NEWS

Rockford police battle might get outside help

Isaac Guerrero

Read the complaint against Epperson

Winnebago County State’s Attorney Phil Nicolosi said he’ll recommend that the Illinois State Police or another independent police agency investigate allegations that Police Chief Chet Epperson committed perjury and other felony offenses.

The allegations, submitted Wednesday by police Sgt. Robert Redmond to Nicolosi’s office, are the latest salvo in the months of acrimony between Epperson and his rank-and-file officers. The discord reached fever pitch last month, when union leaders called on Epperson to resign.

Now the union wants the city’s Fire and Police Commission to fire the chief.

“It’s quite clear what our position is,” Bruce Brannum, the union’s vice president, said Thursday. “He needs to be removed. There’s no turning back.”

Brannum filed a separate, six-count complaint against Epperson with the commission Wednesday, along with a written copy of Redmond’s allegations. The disciplinary complaint accuses Epperson of mistreating officers, making a racist remark and other violations of department policy.

Epperson did not return calls Thursday to the Register Star, and city spokeswoman Julia Valdez said city officials would not comment on the allegations.

Felony accusations

Nicolosi said his office lacks the personnel to investigate Redmond’s allegations and the Sheriff’s Department can’t be impartial. This week, ranking Sheriff’s Department employees Dominic Iasparro, Ted Getty, Steve Pirages and Tim Ferguson criticized Epperson’s management of the Police Department.

“The community has been through enough with this, and I’m not going to perpetuate it,” Nicolosi said. “I’m calling for an independent investigation. I cannot make any judgment as to the merit of the allegations, but they are serious.”

Nicolosi said he’ll decide in coming days whether the state police or some other law enforcement agency is best to handle the matter.

Redmond says Epperson:

Lied under oath during a disciplinary hearing last week for officer Jason Bailey. Bailey is accused of using his work computer to view pornography and posting disparaging messages remarks about Epperson on the Register Star’s Web site.

Violated a state law on eavesdropping in connection with separate incidents this year involving two armed men who barricaded themselves in houses before surrendering to police after hours of negotiations.

The complaint doesn’t elaborate on the claims.

Redmond could not be reached for comment Thursday. Brannum declined to elaborate on the felony accusations, but he said union leaders “felt compelled” to give the commission a three-page copy of Redmond’s allegations before the panel ruled on Bailey’s case.

Brendan Maher, the commission’s secretary and legal counsel, wrote Redmond a letter Thursday asking him to clarify whether he’d like the commission to hold a formal hearing on his complaint. The commission, Maher said in the letter, isn’t equipped to determine violations of criminal laws and would defer further action until an appropriate law enforcement agency investigated the claims.

Commission meets Saturday

The commission may discuss Bailey’s disciplinary case behind closed doors or deliver a ruling on the matter when it meets Saturday.

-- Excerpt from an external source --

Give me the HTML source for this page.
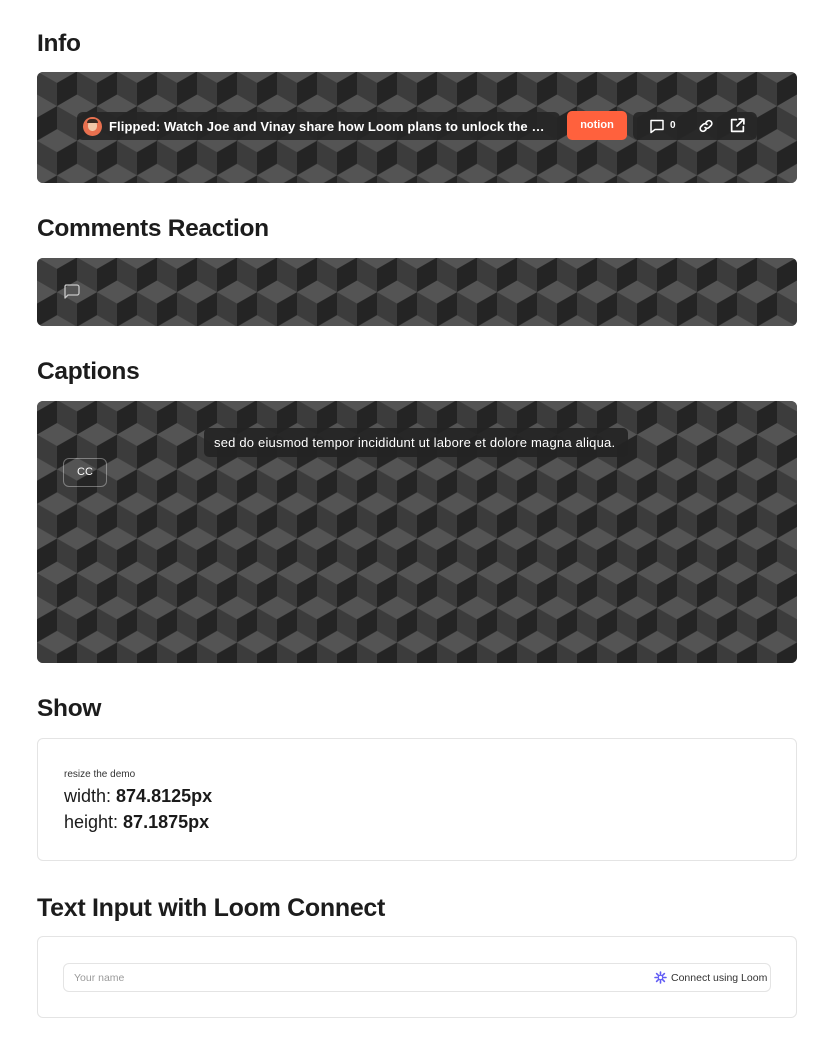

The panel also may discuss Brannum’s complaint in closed session. Epperson would only face a disciplinary hearing if the commission determines that Brannum’s complaint has merit.

Among other allegations, Brannum’s complaint says Epperson told nine police officers during a Sept. 18 meeting that if they persuaded Bailey to resign, he’d offer amnesty to other officers who were facing discipline, then said: “If you are not a Mexican, you may not know what amnesty means.”

Epperson’s “‘do what I say,’ and ‘it’s my way or the highway’ attitude has caused morale within the department to plummet,” which contradicts a department policy that requires supervisors to “set a good example for all subordinate officers, providing leadership and guidance in developing loyalty and dedication from the department,” Brannum’s complaint says.

“I can see where some of it does seem like it’s petty and piling on, but he’s the leader of the group,” Brannum said. “All we’re doing is making allegations, and we feel the allegations have merit.”

State law gives the commission three options when considering discipline for a police or fire employee: Decide that the complaint lacks merit and dismiss it; suspend the employee for 30 days without pay; or terminate the worker.

But any time the commission rules to fire a police or fire chief, the City Council gets the final say, Maher said.

‘Everything up in the air’

Ald. Victory Bell, D-5, is still hopeful that the union and Epperson can find common ground.

“If there’s any opportunity for us to move forward and make some progress, I want that to succeed,” he said. But for now, the best tack is to keep mum about the controversy.

“It’s to the point where any comments that are made can be construed as divisive and would prohibit us from coming together. I would hate to be the person to say something that would be misconstrued and add to the problem.”

Aldermen can’t directly fire the chief without a recommendation from the commission, but they could, as a symbolic gesture, adopt a resolution expressing support or calling for the chief’s resignation.

Neither of those scenarios is likely, Ald. Bill Timm, R-9, said.

“I don’t think you could get 14 aldermen to agree to that at this particular time,” he said. “I don’t know what the council will do. Everything right now is up in the air.”